The truncated expansion Equation D.6 leads to a lower-dimensional dynamical process (since \(n_\alpha \ll n\)). In principle, we still have to estimate the \(n \times n_\alpha\) matrix \(\mathbf{B}\) and the covariance matrix associated with \(\tilde{\boldsymbol{\eta}}_t\). However, the IDE formulation allows the kernel \(m(\mathbf{s},\mathbf{x}; \boldsymbol{\theta}_p)\) to be parameterized parsimoniously. In some cases, one can select \(\{\phi_j(\mathbf{s})\}\) to ensure that the expansion coefficients for the kernel can be specified analytically in terms of its parameters. For example, letting \(\{\phi_j(\cdot)\}\) in Equation D.7 be Fourier basis functions allows one to parameterize the kernel in terms of its characteristic function.

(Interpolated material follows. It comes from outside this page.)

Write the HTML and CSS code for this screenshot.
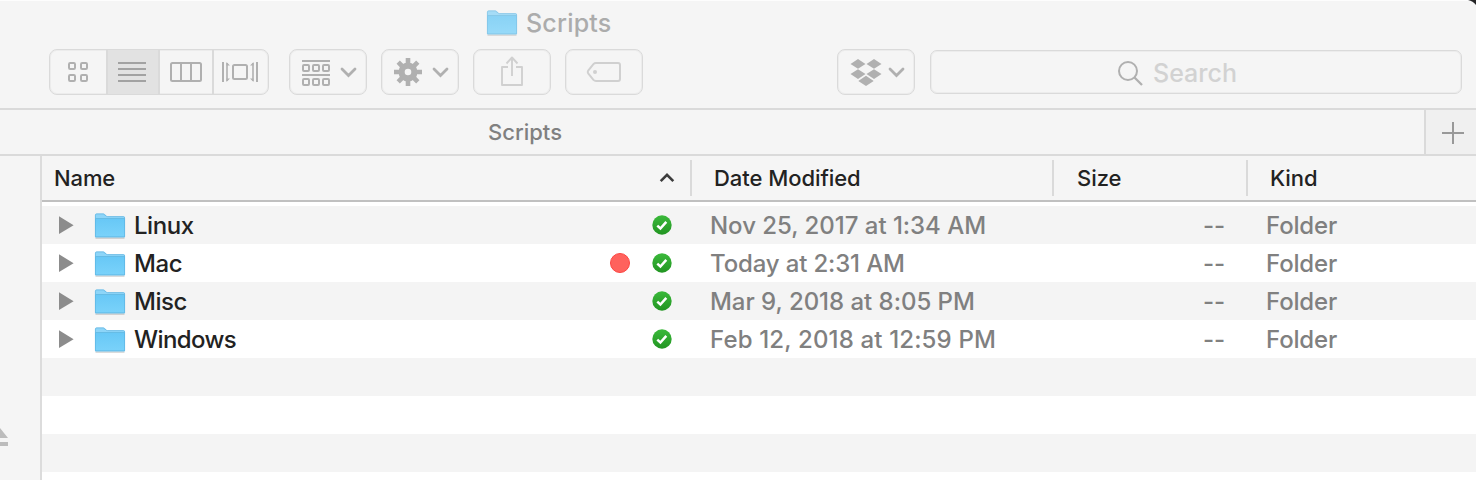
FILE: index.html
```html
<!DOCTYPE html>
<html lang="en">
<head>
<meta charset="utf-8">
<title>Scripts</title>
<link rel="stylesheet" href="styles.css">
</head>
<body>
<svg class="defs" width="0" height="0" aria-hidden="true">
  <defs>
    <linearGradient id="folder-fill" x1="0" y1="0" x2="0" y2="1"><stop offset="0" stop-color="#68c8f6"/><stop offset="1" stop-color="#7ad2fa"/></linearGradient>
    <linearGradient id="ok-fill" x1="0" y1="0" x2="0" y2="1"><stop offset="0" stop-color="#3bb93b"/><stop offset="1" stop-color="#229522"/></linearGradient>
    <symbol id="folder" viewBox="0 0 32 28">
      <path d="M1.5 26h29" stroke="#000" stroke-opacity=".18" stroke-width="1.6"/>
      <path d="M1 24.5V3.2Q1 1.5 2.7 1.5H9.3Q10.3 1.5 11 2.3L12.3 3.7Q12.8 4.2 13.6 4.2H29.4Q31 4.2 31 5.8V24.5Q31 25.2 30.3 25.2H1.7Q1 25.2 1 24.5Z" fill="#8dd5f8"/>
      <path d="M1 7H31V24.5Q31 25.2 30.3 25.2H1.7Q1 25.2 1 24.5Z" fill="url(#folder-fill)"/>
      <path d="M1.5 6.5H30.5" stroke="#5cb5e0" stroke-width=".8"/>
      <path d="M1.4 24.8V3.2Q1.4 1.9 2.7 1.9H9.3L12.3 4.1Q12.8 4.6 13.6 4.6H29.4Q30.6 4.6 30.6 5.8V24.8Z" fill="none" stroke="#58addb" stroke-opacity=".65" stroke-width=".9"/>
    </symbol>
    <symbol id="ok" viewBox="0 0 20 20">
      <circle cx="10" cy="10" r="9.7" fill="url(#ok-fill)"/>
      <path d="M5.3 10.6 8.4 13.5 14.3 6.8" fill="none" stroke="#fff" stroke-width="2.5"/>
    </symbol>
    <symbol id="arrow" viewBox="0 0 16 20"><path d="M1 1.3 15.6 10.2 1 19Z" fill="#8c8c8c"/></symbol>
  </defs>
</svg>
<div class="window">
  <header class="chrome">
    <div class="title"><svg class="folder faded"><use href="#folder"/></svg><span class="title-text">Scripts</span></div>
    <div class="toolbar">
      <div class="views">
        <span class="view"><svg viewBox="50 50 56 44" width="56" height="44" class="line"><g stroke-width="2"><rect x="69" y="63" width="6" height="6" rx="1.2"/><rect x="81" y="63" width="6" height="6" rx="1.2"/><rect x="69" y="75" width="6" height="6" rx="1.2"/><rect x="81" y="75" width="6" height="6" rx="1.2"/></g></svg></span>
        <span class="view selected"><svg viewBox="108 50 50 44" width="50" height="44"><path d="M118 63H146M118 69H146M118 75H146M118 81H146" stroke="#a2a2a2" stroke-width="2"/></svg></span>
        <span class="view"><svg viewBox="160 50 52 44" width="52" height="44" class="line"><rect x="171" y="63" width="30" height="18" rx="1.5" stroke-width="2"/><path d="M181 63V81M191 63V81" stroke-width="2"/></svg></span>
        <span class="view"><svg viewBox="214 50 54 44" width="54" height="44" class="line"><rect x="233" y="65" width="14" height="14" rx="1.5" stroke-width="2"/><path d="M223 62V82M257 62V82" stroke-width="2"/><path d="M227 63V81M253 63V81" stroke-width="1.6"/><path d="M226.5 62V65.5H230ZM226.5 82V78.5H230ZM253.5 62V65.5H250ZM253.5 82V78.5H250Z" fill="#b0b0b0" stroke="none"/></svg></span>
      </div>
      <span class="button"><svg viewBox="290 50 76 44" width="76" height="44" class="line"><path d="M302 61H330M302 75H330" stroke-width="2"/><g stroke-width="2"><rect x="303" y="65" width="6" height="6" rx="1"/><rect x="313" y="65" width="6" height="6" rx="1"/><rect x="323" y="65" width="6" height="6" rx="1"/><rect x="303" y="79" width="6" height="6" rx="1"/><rect x="313" y="79" width="6" height="6" rx="1"/><rect x="323" y="79" width="6" height="6" rx="1"/></g><path d="M342 69 348.5 75.5 355 69" stroke-width="2.8" stroke-linecap="round"/></svg></span>
      <span class="button"><svg viewBox="382 50 76 44" width="76" height="44" class="line"><circle cx="408" cy="72" r="6.4" stroke-width="6.2"/><g stroke-width="4.6"><path d="M408 58V64M408 80V86M394 72H400M416 72H422M398.2 62.2 402.5 66.5M413.5 77.5 417.8 81.8M417.8 62.2 413.5 66.5M402.5 77.5 398.2 81.8"/></g><path d="M434 69 440.5 75.5 447 69" stroke-width="2.8" stroke-linecap="round"/></svg></span>
      <span class="button"><svg viewBox="474 50 76 44" width="76" height="44" class="line pale"><path d="M508 67H502V85H522V67H516M512 76V58M506.5 63.5 512 57.5 517.5 63.5" stroke-width="1.9" stroke-linejoin="round"/></svg></span>
      <span class="button"><svg viewBox="566 50 76 44" width="76" height="44" class="line pale"><path d="M596 63H618Q620 63 620 65V79Q620 81 618 81H596Q594.5 81 593.4 79.9L588.2 73.5Q587.2 72 588.2 70.5L593.4 64.1Q594.5 63 596 63Z" stroke-width="2"/><circle cx="595" cy="72" r="2" fill="#d0d0d0" stroke="none"/></svg></span>
      <span class="button dropbox"><svg viewBox="838 50 76 44" width="76" height="44"><path d="M858 59 865.5 64 858 68.8 850.5 64ZM874 59 881.5 64 874 68.8 866.5 64ZM858 69.2 865.5 74 858 79 850.5 74ZM874 69.2 881.5 74 874 79 866.5 74ZM866 75.8 873.7 80.9 866 86 858.3 80.9Z" fill="#b0b0b0"/><path d="M890 69 896.5 75.5 903 69" fill="none" stroke="#b0b0b0" stroke-width="2.8" stroke-linecap="round"/></svg></span>
      <div class="search"><svg width="28" height="28" viewBox="1116 58 28 28" class="line"><circle cx="1128" cy="71" r="9" stroke-width="2"/><path d="M1134.5 77.5 1142 85" stroke-width="2.3"/></svg><span class="search-text">Search</span></div>
    </div>
  </header>
  <div class="tabs">
    <div class="tab"><span class="tab-text">Scripts</span></div>
    <div class="add"><svg width="24" height="24" viewBox="0 0 24 24"><path d="M1 12H23M12 1V23" stroke="#999" stroke-width="2"/></svg></div>
  </div>
  <div class="body">
    <aside class="sidebar"><svg class="eject" width="8" height="18" viewBox="0 0 8 18"><path d="M0 0 8 10H0ZM0 14H8V18H0Z" fill="#bcbcbc"/></svg></aside>
    <main class="list">
      <div class="columns">
        <div class="col col-name"><span class="name-text">Name</span><svg width="16" height="12" viewBox="0 0 16 12"><path d="M1.7 9.2 8 2.8 14.3 9.2" fill="none" stroke="#3c3c3c" stroke-width="2.6"/></svg></div>
        <div class="col col-date">Date Modified</div>
        <div class="col col-size">Size</div>
        <div class="col col-kind">Kind</div>
      </div>
      <div class="rows">
        <div class="row"><svg class="arrow"><use href="#arrow"/></svg><svg class="folder"><use href="#folder"/></svg><span class="file">Linux</span><svg class="ok"><use href="#ok"/></svg><span class="date">Nov 25, 2017 at 1:34 AM</span><span class="size">--</span><span class="kind">Folder</span></div>
        <div class="row"><svg class="arrow"><use href="#arrow"/></svg><svg class="folder"><use href="#folder"/></svg><span class="file">Mac</span><i class="tag"></i><svg class="ok"><use href="#ok"/></svg><span class="date today">Today at 2:31 AM</span><span class="size">--</span><span class="kind">Folder</span></div>
        <div class="row"><svg class="arrow"><use href="#arrow"/></svg><svg class="folder"><use href="#folder"/></svg><span class="file">Misc</span><svg class="ok"><use href="#ok"/></svg><span class="date">Mar 9, 2018 at 8:05 PM</span><span class="size">--</span><span class="kind">Folder</span></div>
        <div class="row"><svg class="arrow"><use href="#arrow"/></svg><svg class="folder"><use href="#folder"/></svg><span class="file windows">Windows</span><svg class="ok"><use href="#ok"/></svg><span class="date wide">Feb 12, 2018 at 12:59 PM</span><span class="size">--</span><span class="kind">Folder</span></div>
        <div class="row"></div><div class="row"></div><div class="row"></div><div class="row"></div>
      </div>
    </main>
  </div>
  <svg class="corner" width="8" height="5" viewBox="0 0 8 5"><path d="M0 0H8V5Q5 1 0 0Z" fill="#252527"/></svg>
</div>
</body>
</html>
```
FILE: styles.css
```css
* { box-sizing: border-box; }
body { margin: 0; background: #f5f5f5; font-family: Inter, "Liberation Sans", sans-serif; font-weight: 450; color: #222; }
svg { display: block; flex: none; }
.defs { position: absolute; }
.window { position: relative; width: 1476px; height: 480px; overflow: hidden; white-space: nowrap; }
.chrome { height: 110px; background: #f5f5f5; border-top: 1px solid #fdfdfd; border-bottom: 2px solid #dadada; }
.title { height: 48px; padding-left: 486px; display: flex; align-items: center; }
.title-text { margin-left: 8px; font-size: 25px; line-height: 30px; letter-spacing: .2px; color: #acacac; margin-top: -5px; }
.folder { width: 32px; height: 28px; }
.faded { opacity: .76; margin-top: -5px; }
.toolbar { display: flex; align-items: center; padding-left: 49px; height: 46px; gap: 14px; }
.views { display: flex; width: 220px; height: 46px; border: 1px solid #dadada; border-radius: 8px; overflow: hidden; margin-right: 6px; box-shadow: inset 0 0 0 1px #ececec; }
.view + .view { border-left: 2px solid #dadada; }
.selected { background: #e2e2e2; }
.line { fill: none; stroke: #b0b0b0; }
.pale { stroke: #d0d0d0; }
.button { width: 78px; height: 46px; flex: none; border: 1px solid #dadada; border-radius: 8px; box-shadow: inset 0 0 0 1px #ececec; }
.dropbox { margin-left: 180px; }
.search { width: 532px; height: 44px; margin-left: 1px; border: 1px solid #dadada; border-radius: 7px; box-shadow: inset 0 0 0 1px #ececec; display: flex; align-items: center; padding-left: 185px; }
.search-text { margin: 2px 0 0 9px; font-size: 25px; color: #d2d2d2; }
.tabs { height: 46px; display: flex; border-bottom: 2px solid #dadada; }
.tab { width: 1424px; display: flex; align-items: center; padding-left: 488px; }
.tab-text { font-size: 22px; color: #808080; }
.add { width: 52px; border-left: 2px solid #dadada; background: #f0f0f0; display: flex; align-items: center; padding: 2px 0 0 15px; }
.body { display: flex; height: 324px; }
.sidebar { width: 42px; border-right: 2px solid #dcdcdc; padding-top: 272px; }
.list { flex: 1; background: #fff; }
.columns { height: 46px; display: flex; background: #f5f5f5; border-bottom: 2px solid #c0c0c0; font-size: 22px; letter-spacing: -.06px; }
.col { height: 36px; margin-top: 4px; display: flex; align-items: center; border-right: 2px solid #dadada; }
.col-name { width: 650px; padding: 0 15px 0 12px; justify-content: space-between; }
.name-text { font-weight: 550; letter-spacing: -.1px; }
.col-date { width: 362px; padding-left: 22px; }
.col-size { width: 194px; padding-left: 23px; }
.col-kind { border: 0; padding-left: 22px; }
.rows { padding-top: 4px; }
.row { height: 38px; display: flex; align-items: center; padding-left: 16px; font-size: 24px; }
.row:nth-child(odd) { background: #f4f4f4; }
.arrow { width: 16px; height: 20px; }
.row .folder { margin-left: 20px; margin-top: 1px; }
.file { margin-left: 8px; flex: 1; letter-spacing: -.45px; }
.windows { letter-spacing: -.6px; }
.tag { width: 20px; height: 20px; border-radius: 50%; background: #ff625d; border: 1.5px solid #fc4541; margin-right: 22px; }
.ok { width: 20px; height: 20px; }
.date { width: 496px; padding-left: 38px; color: #808080; letter-spacing: -.03px; }
.today { letter-spacing: -.15px; }
.wide { letter-spacing: .15px; }
.size { width: 98px; padding-left: 35px; color: #808080; }
.kind { width: 210px; color: #808080; letter-spacing: -.15px; }
.corner { position: absolute; right: 0; top: 0; }
```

This can facilitate a BHM parameterization that allows kernel asymmetry and scale parameters to vary in space.
Lab 5.1 gives an introduction to the implementation of the IDE in one-dimensional space. Lab 5.2 then gives an implementation of a DSTM motivated by the stochastic IDE model to generate nowcasts for weather radar images.